SOURCE RECORDS:
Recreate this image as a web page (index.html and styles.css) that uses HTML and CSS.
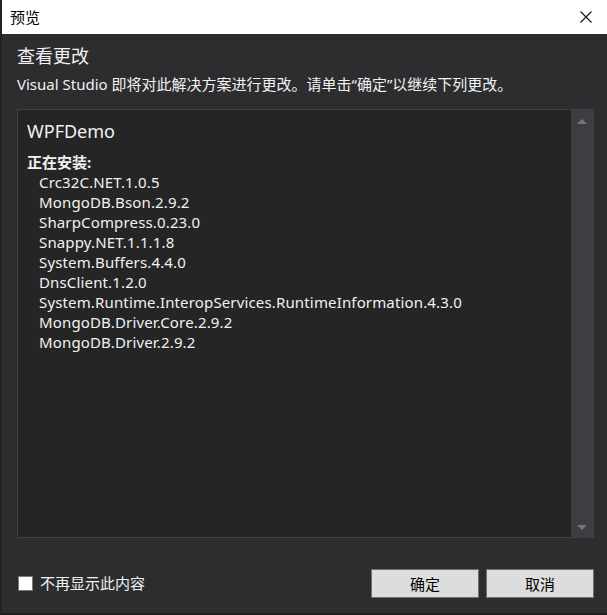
FILE: index.html
```html
<!DOCTYPE html>
<html lang="zh-CN">
<head>
<meta charset="utf-8">
<title>预览</title>
<link rel="stylesheet" href="styles.css">
</head>
<body>
<div class="window">
  <div class="titlebar">
    <span class="title">预览</span>
    <svg class="close" width="12" height="12" viewBox="0 0 12 12"><path d="M0.5 0.5 L11.5 11.5 M11.5 0.5 L0.5 11.5" stroke="#111" stroke-width="1.1" fill="none"/></svg>
  </div>
  <div class="body">
    <div class="heading">查看更改</div>
    <div class="desc">Visual Studio 即将对此解决方案进行更改。请单击“确定”以继续下列更改。</div>
    <div class="listbox">
      <div class="list-content">
        <div class="project">WPFDemo</div>
        <div class="section">正在安装:</div>
        <ul class="items">
          <li>Crc32C.NET.1.0.5</li>
          <li>MongoDB.Bson.2.9.2</li>
          <li>SharpCompress.0.23.0</li>
          <li>Snappy.NET.1.1.1.8</li>
          <li>System.Buffers.4.4.0</li>
          <li>DnsClient.1.2.0</li>
          <li>System.Runtime.InteropServices.RuntimeInformation.4.3.0</li>
          <li>MongoDB.Driver.Core.2.9.2</li>
          <li>MongoDB.Driver.2.9.2</li>
        </ul>
      </div>
      <div class="scrollbar">
        <span class="arrow up"></span>
        <span class="arrow down"></span>
      </div>
    </div>
    <div class="footer">
      <label class="check"><span class="box"></span>不再显示此内容</label>
      <div class="buttons">
        <button class="btn">确定</button>
        <button class="btn">取消</button>
      </div>
    </div>
  </div>
</div>
</body>
</html>
```

FILE: styles.css
```css
html, body {
  margin: 0;
  padding: 0;
  background: #2d2d30;
}
body {
  font-family: "Noto Sans", "Noto Sans CJK SC", sans-serif;
  font-size: 15px;
  color: #f1f1f1;
}
.window {
  width: 607px;
  height: 615px;
  display: flex;
  flex-direction: column;
  box-sizing: border-box;
  border-left: 2px solid #222224;
  border-bottom: 2px solid #1e1e1f;
}
.titlebar {
  height: 34px;
  flex: none;
  background: #ffffff;
  display: flex;
  align-items: center;
  justify-content: space-between;
  padding: 0 15px 0 8px;
  box-sizing: border-box;
  color: #000;
}
.title {
  font-size: 15px;
  line-height: 16px;
}
.close { display: block; }
.body {
  flex: 1;
  display: flex;
  flex-direction: column;
  padding: 10px 13px 0 15px;
}
.heading {
  font-size: 18px;
  line-height: 24px;
  height: 24px;
}
.desc {
  margin-top: 6px;
  line-height: 20px;
  height: 20px;
  white-space: nowrap;
}
.listbox {
  margin-top: 15px;
  height: 429px;
  box-sizing: border-box;
  border: 1px solid #3f3f46;
  background: #252526;
  display: flex;
}
.list-content {
  flex: 1;
  padding: 9px 0 0 9px;
}
.project {
  font-size: 18px;
  line-height: 24px;
}
.section {
  margin-top: 9px;
  font-weight: bold;
  line-height: 20px;
}
.items {
  list-style: none;
  margin: 0;
  padding: 0 0 0 12px;
}
.items li {
  line-height: 20px;
  letter-spacing: 0.15px;
}
.scrollbar {
  width: 22px;
  background: #3e3e42;
  display: flex;
  flex-direction: column;
  justify-content: space-between;
  align-items: center;
  padding: 9px 0 7px;
}
.arrow {
  width: 0;
  height: 0;
  border-left: 5px solid transparent;
  border-right: 5px solid transparent;
}
.arrow.up { border-bottom: 5px solid #76767a; }
.arrow.down { border-top: 5px solid #76767a; }
.footer {
  flex: 1;
  display: flex;
  align-items: center;
  justify-content: space-between;
  padding-top: 15px;
}
.check {
  display: flex;
  align-items: center;
  gap: 7px;
  line-height: 20px;
  margin-left: 1px;
}
.box {
  width: 13px;
  height: 13px;
  background: #fff;
  border: 1px solid #7a7a7a;
}
.buttons {
  display: flex;
  gap: 7px;
}
.btn {
  width: 108px;
  height: 29px;
  background: #dddddd;
  border: 1px solid #707070;
  font-family: "Noto Sans CJK SC", sans-serif;
  font-size: 15px;
  color: #000;
  padding: 0;
}
```
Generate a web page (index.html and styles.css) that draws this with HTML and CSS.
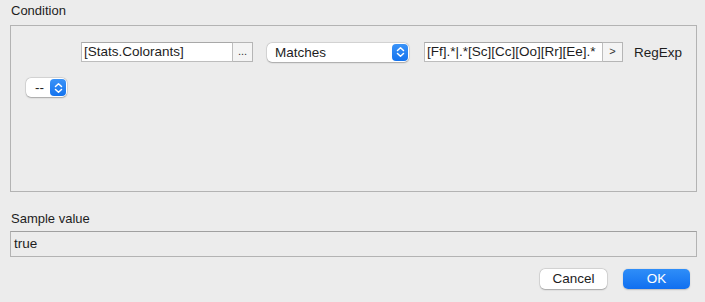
FILE: index.html
```html
<!DOCTYPE html>
<html>
<head>
<meta charset="utf-8">
<link rel="stylesheet" href="styles.css">
</head>
<body>
<div class="dialog">
  <div class="label cond-label">Condition</div>
  <div class="cond-box">
    <div class="row1">
      <div class="field field-attr">[Stats.Colorants]</div>
      <div class="sqbtn">...</div>
      <div class="popup popup-op">
        <span class="popup-text">Matches</span>
        <span class="stepper"><svg width="9" height="12" viewBox="0 0 9 12"><path d="M1.5 4.5 L4.5 1.8 L7.5 4.5 M1.5 7.5 L4.5 10.2 L7.5 7.5" fill="none" stroke="#fff" stroke-width="1.5" stroke-linecap="round" stroke-linejoin="round"/></svg></span>
      </div>
      <div class="field field-re">[Ff].*|.*[Sc][Cc][Oo][Rr][Ee].*</div>
      <div class="sqbtn">&gt;</div>
      <div class="regexp">RegExp</div>
    </div>
    <div class="row2">
      <div class="popup popup-small">
        <span class="popup-text">--</span>
        <span class="stepper"><svg width="9" height="12" viewBox="0 0 9 12"><path d="M1.5 4.5 L4.5 1.8 L7.5 4.5 M1.5 7.5 L4.5 10.2 L7.5 7.5" fill="none" stroke="#fff" stroke-width="1.5" stroke-linecap="round" stroke-linejoin="round"/></svg></span>
      </div>
    </div>
  </div>
  <div class="label sample-label">Sample value</div>
  <div class="sample-field">true</div>
  <div class="buttons">
    <div class="btn btn-cancel">Cancel</div>
    <div class="btn btn-ok">OK</div>
  </div>
</div>
</body>
</html>
```
FILE: styles.css
```css
html, body {
  margin: 0;
  padding: 0;
  background: #ececec;
}
body {
  font-family: "Liberation Sans", Arial, sans-serif;
  font-size: 13px;
  color: #1d1d1d;
  width: 705px;
  height: 302px;
  overflow: hidden;
}
.dialog {
  display: flex;
  flex-direction: column;
}
.label {
  padding-left: 11px;
  line-height: 16px;
}
.cond-label {
  padding-top: 3px;
  height: 25px;
  box-sizing: border-box;
}
.cond-box {
  margin-left: 10px;
  width: 687px;
  height: 167px;
  box-sizing: border-box;
  border: 1px solid #b3b3b3;
  padding: 16px 0 0 0;
}
.row1 {
  display: flex;
  align-items: center;
  padding-left: 70px;
  height: 20px;
}
.field {
  height: 20px;
  box-sizing: border-box;
  background: #fff;
  border: 1px solid #bdbdbd;
  border-top-color: #a8a8a8;
  line-height: 18px;
  padding-left: 2px;
  white-space: nowrap;
  overflow: hidden;
}
.field-attr {
  width: 152px;
  font-size: 13.5px;
}
.field-re {
  width: 179px;
  margin-left: 15px;
  font-size: 13.5px;
}
.sqbtn {
  width: 20px;
  height: 20px;
  box-sizing: border-box;
  border: 1px solid #b5b5b5;
  border-left: none;
  background: #f4f4f4;
  text-align: center;
  line-height: 16px;
  font-size: 11px;
  color: #333;
}
.popup {
  display: flex;
  align-items: center;
  justify-content: space-between;
  height: 19px;
  box-sizing: border-box;
  background: #fff;
  border-radius: 5px;
  box-shadow: 0 0 0 0.5px rgba(0,0,0,0.12), 0 0.5px 1.5px rgba(0,0,0,0.25);
  padding: 0 1px 0 8px;
}
.popup-op {
  width: 142px;
  margin-left: 14px;
}
.popup-text {
  line-height: 19px;
  font-size: 13.5px;
}
.stepper {
  width: 16px;
  height: 17px;
  border-radius: 4px;
  background: linear-gradient(#3a93f8, #1473ee);
  display: flex;
  align-items: center;
  justify-content: center;
}
.regexp {
  margin-left: 11px;
  font-size: 13.5px;
}
.row2 {
  display: flex;
  padding: 16px 0 0 15px;
}
.popup-small {
  width: 41px;
  padding-left: 9px;
}
.sample-label {
  padding-top: 19px;
  height: 39px;
  box-sizing: border-box;
}
.sample-field {
  margin-left: 10px;
  width: 687px;
  height: 26px;
  box-sizing: border-box;
  border: 1px solid #b3b3b3;
  border-top-color: #a0a0a0;
  padding-left: 3px;
  line-height: 24px;
  font-size: 13.5px;
}
.buttons {
  display: flex;
  justify-content: flex-end;
  gap: 16px;
  padding: 12px 15px 0 0;
}
.btn {
  width: 67px;
  height: 20px;
  box-sizing: border-box;
  border-radius: 5px;
  text-align: center;
  line-height: 20px;
  font-size: 13.5px;
}
.btn-cancel {
  background: #fff;
  box-shadow: 0 0 0 0.5px rgba(0,0,0,0.12), 0 0.5px 1.5px rgba(0,0,0,0.25);
}
.btn-ok {
  background: linear-gradient(#2f8ef8, #106ff0);
  color: #fff;
  box-shadow: 0 0.5px 1.5px rgba(0,0,0,0.2);
}
```
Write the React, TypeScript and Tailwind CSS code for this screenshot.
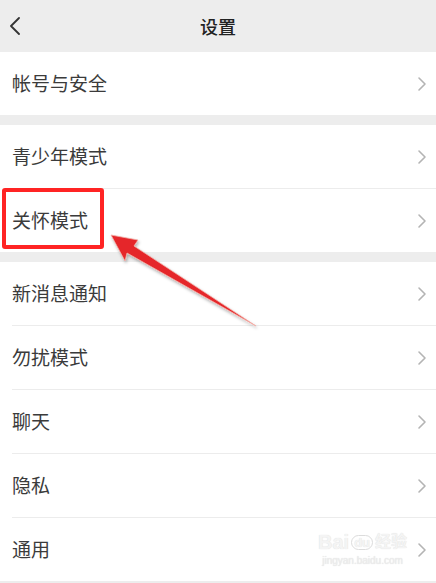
import React from 'react';

const font = { fontFamily: '"Noto Sans CJK SC", "Noto Sans", sans-serif' };

function Chevron() {
  return (
    <svg width="10" height="16" viewBox="0 0 10 16" className="shrink-0">
      <path d="M2 2 L8 8 L2 14" fill="none" stroke="#b4b4b4" strokeWidth="1.6" strokeLinecap="round" strokeLinejoin="round" />
    </svg>
  );
}

function Row({ label, last, highlight }: { label: string; last?: boolean; highlight?: boolean }) {
  return (
    <div className="relative">
      <div className="flex h-[63px] items-center justify-between pl-[12px] pr-[9px]">
        <span className="text-[19px] text-[#3b3b3b]">{label}</span>
        <Chevron />
      </div>
      {!last && <div className="ml-[12px] h-px bg-[#ececec]" />}
      {highlight && (
        <div className="absolute left-[2px] top-[-1px] h-[61px] w-[102px] rounded-[3px] border-[4px] border-[#ff2424]" />
      )}
    </div>
  );
}

function Section({ items, highlightIdx }: { items: string[]; highlightIdx?: number }) {
  return (
    <div className="bg-white">
      {items.map((t, i) => (
        <Row key={t} label={t} last={i === items.length - 1} highlight={i === highlightIdx} />
      ))}
    </div>
  );
}

export default function App() {
  return (
    <div className="relative h-[583px] w-[436px] overflow-hidden bg-[#ededed]" style={font}>
      {/* header */}
      <div className="relative flex h-[52px] items-center justify-center">
        <svg width="12" height="18" viewBox="0 0 12 18" className="absolute left-[9px] top-[17px]">
          <path d="M10 1 L2 9 L10 17" fill="none" stroke="#333" strokeWidth="1.8" strokeLinecap="round" strokeLinejoin="round" />
        </svg>
        <span className="text-[18px] font-medium text-[#222]">设置</span>
      </div>

      <div className="flex flex-col gap-[10px]">
        <Section items={['帐号与安全']} />
        <Section items={['青少年模式', '关怀模式']} highlightIdx={1} />
        <Section items={['新消息通知', '勿扰模式', '聊天', '隐私', '通用']} />
      </div>

      {/* baidu watermark */}
      <div className="pointer-events-none absolute left-[318px] top-[532px] flex flex-col items-center leading-none">
        <div className="flex items-center gap-[2px] text-[20px] font-bold text-[#f4f4f4] [text-shadow:0_0_1px_#d8d8d8]" style={{ fontFamily: '"Liberation Sans", "Noto Sans CJK SC", sans-serif' }}>
          <span>Bai</span>
          <span className="rounded-full border border-[#dcdcdc] px-[2px] text-[13px]">du</span>
          <span className="text-[16px]">经验</span>
        </div>
        <span className="mt-[4px] text-[10px] text-[#eeeeee] [text-shadow:0_0_1px_#d6d6d6]" style={{ fontFamily: '"Liberation Sans", sans-serif' }}>
          jingyan.baidu.com
        </span>
      </div>

      {/* arrow */}
      <svg className="pointer-events-none absolute left-0 top-0" width="436" height="583">
        <defs>
          <filter id="sh" x="-20%" y="-20%" width="140%" height="140%">
            <feDropShadow dx="1" dy="2" stdDeviation="1.5" floodColor="#000" floodOpacity="0.3" />
          </filter>
        </defs>
        <path
          d="M111 235 L138 240 L134 246 L256 326 L127 253 L125 261 Z"
          fill="#e5272b"
          stroke="#f3b0a8"
          strokeWidth="0.8"
          strokeLinejoin="round"
          filter="url(#sh)"
        />
      </svg>
    </div>
  );
}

CHALLENGE: Go through the entries and return each line where the word "that" appears.

THE REPLY:
Recreate this image as a web page (index.html and styles.css) that uses HTML and CSS.
Generate a web page (index.html and styles.css) that draws this with HTML and CSS.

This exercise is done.